## WHAT IS ASKED
Starting with the first line below, extract each line through the one that contains "import React from 'react'", inclusive, excluding pictures.

## DATA LINES
▽

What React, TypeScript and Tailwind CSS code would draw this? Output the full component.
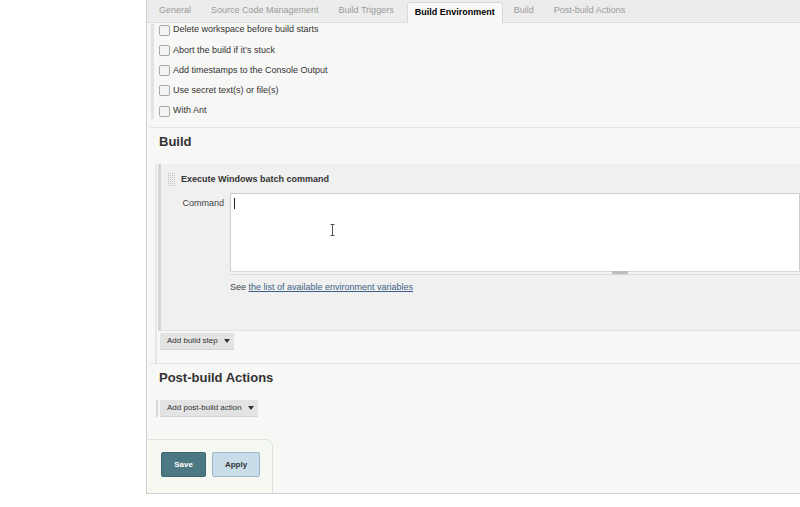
import React from 'react'

const tabs = [
  { label: 'General' },
  { label: 'Source Code Management' },
  { label: 'Build Triggers' },
  { label: 'Build Environment', active: true },
  { label: 'Build' },
  { label: 'Post-build Actions' },
]

const envOptions = [
  'Delete workspace before build starts',
  'Abort the build if it’s stuck',
  'Add timestamps to the Console Output',
  'Use secret text(s) or file(s)',
  'With Ant',
]

const Caret = () => (
  <svg width="6" height="4" viewBox="0 0 6 4" className="ml-[6px]">
    <path d="M0 0 L6 0 L3 4 Z" fill="#333" />
  </svg>
)

// dotted drag handle of a build step
const DragHandle = () => {
  const dots = []
  for (let r = 0; r < 7; r++) {
    for (let c = 0; c < 4; c++) {
      dots.push(<rect key={`${r}-${c}`} x={c * 2} y={r * 2} width="1" height="1" fill="#bdbdbd" />)
    }
  }
  return (
    <svg width="8" height="14" viewBox="0 0 8 14">
      {dots}
    </svg>
  )
}

const App = () => {
  return (
    <div className="flex w-[800px] h-[507px] overflow-hidden bg-white font-['Liberation_Sans',Arial,sans-serif] text-[#333]">
      {/* left gutter */}
      <div className="w-[146px] shrink-0" />

      {/* config panel */}
      <div className="flex flex-col w-[654px] h-[494px] shrink-0 border-l border-b border-[#cfcfcf] bg-[#f7f7f6]">
        {/* Tabs */}
        <div className="flex items-end h-[23px] shrink-0 pl-[2px] bg-[#ececec] border-b border-[#dcdcdc] text-[9px] whitespace-nowrap">
          {tabs.map((t) =>
            t.active ? (
              <div
                key={t.label}
                className="ml-[3px] mr-[1px] h-[21px] px-[7px] flex items-center bg-[#f8f8f8] border border-b-0 border-[#d8d8d8] rounded-t-[3px] font-bold text-black -mb-px"
              >
                {t.label}
              </div>
            ) : (
              <div key={t.label} className="h-[23px] px-[10px] flex items-center text-[#9a9a9a]">
                {t.label}
              </div>
            )
          )}
        </div>

        {/* Build Environment options */}
        <div className="ml-[4px] mt-px h-[95px] overflow-hidden border-l-[3px] border-[#e2e2e2] pl-[5px]">
          <div className="flex flex-col -mt-[4px]">
            {envOptions.map((o) => (
              <div key={o} className="flex items-center h-[20.25px] gap-[3px] text-[9px] text-[#333]">
                <span className="w-[11px] h-[11px] rounded-[2px] border border-[#a9a9a9] bg-[#f4f4f4]" />
                <span>{o}</span>
              </div>
            ))}
          </div>
        </div>

        {/* Build section */}
        <div className="ml-[3px] mt-[8px] border-t border-[#e4e4e4]">
          <div className="h-[28px] flex items-center pl-[9px] text-[13px] font-bold text-[#333]">Build</div>

          <div className="ml-[5px] mt-[8px] border-l-[2px] border-[#e6e6e6]">
            <div className="ml-[1px] border-l-[3px] border-[#d6d6d6] bg-[#f0f0f0] border-b border-b-[#e2e2e2] h-[167px] flex flex-col">
              <div className="flex items-center h-[29px] pl-[7px] pt-[3px]">
                <DragHandle />
                <span className="ml-[5px] text-[9px] font-bold text-[#333]">Execute Windows batch command</span>
              </div>
              <div className="flex">
                <div className="w-[63px] shrink-0 text-right text-[9px] text-[#444] pt-[4px]">Command</div>
                <div className="ml-[6px] flex-1 flex flex-col">
                  <div className="relative h-[78px] bg-white border border-[#cdcdcd] border-b-0">
                    <div className="absolute left-[3px] top-[4px] w-px h-[11px] bg-[#222]" />
                    <svg
                      className="absolute left-[99px] top-[30px]"
                      width="5"
                      height="12"
                      viewBox="0 0 5 12"
                    >
                      <path d="M0.5 0.5 H4.5 M2.5 0.5 V11.5 M0.5 11.5 H4.5" stroke="#555" strokeWidth="1" fill="none" />
                    </svg>
                  </div>
                  <div className="relative h-[4px] border-t border-b border-[#d8d8d8] bg-[#f4f4f4]">
                    <div className="absolute left-[382px] -top-px w-[16px] h-[3px] bg-[#bdbdbd]" />
                  </div>
                  <div className="mt-[6px] text-[9px] text-[#444]">
                    See <span className="text-[#3d5f85] underline">the list of available environment variables</span>
                  </div>
                </div>
              </div>
            </div>
            <div className="flex pt-[2px] pb-[13px]">
              <div className="ml-[3px] h-[17px] w-[74px] flex items-center pl-[7px] bg-[#e3e3e3] border-b border-[#d6d6d6] text-[8px] text-[#333]">
                Add build step
                <Caret />
              </div>
            </div>
          </div>
        </div>

        {/* Post-build section */}
        <div className="ml-[3px] border-t border-[#e4e4e4]">
          <div className="h-[28px] flex items-center pl-[9px] text-[13px] font-bold text-[#333]">Post-build Actions</div>
          <div className="flex mt-[8px] ml-[6px]">
            <div className="w-[2px] h-[17px] bg-[#d8d8d8]" />
            <div className="ml-[2px] h-[17px] w-[98px] flex items-center pl-[7px] bg-[#e3e3e3] border-b border-[#d6d6d6] text-[8px] text-[#333]">
              Add post-build action
              <Caret />
            </div>
          </div>
        </div>

        {/* Save / Apply bar */}
        <div className="mt-auto flex">
          <div className="w-[126px] h-[54px] flex gap-[6px] pl-[14px] pt-[12px] bg-[#f5f9f2] border-t border-r border-[#dde5d6] rounded-tr-[7px]">
            <div className="w-[45px] h-[25px] flex items-center justify-center rounded-[2px] bg-[#4b7883] border border-[#3e6670] text-white text-[8px] font-bold">
              Save
            </div>
            <div className="w-[48px] h-[25px] flex items-center justify-center rounded-[2px] bg-[#c8dcea] border border-[#9fb7c8] text-[#333] text-[8px] font-bold">
              Apply
            </div>
          </div>
        </div>
      </div>
    </div>
  )
}

export default App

△

## WRITTEN RESPONSE
What React, TypeScript and Tailwind CSS code would draw this? Output the full component.
import React from 'react'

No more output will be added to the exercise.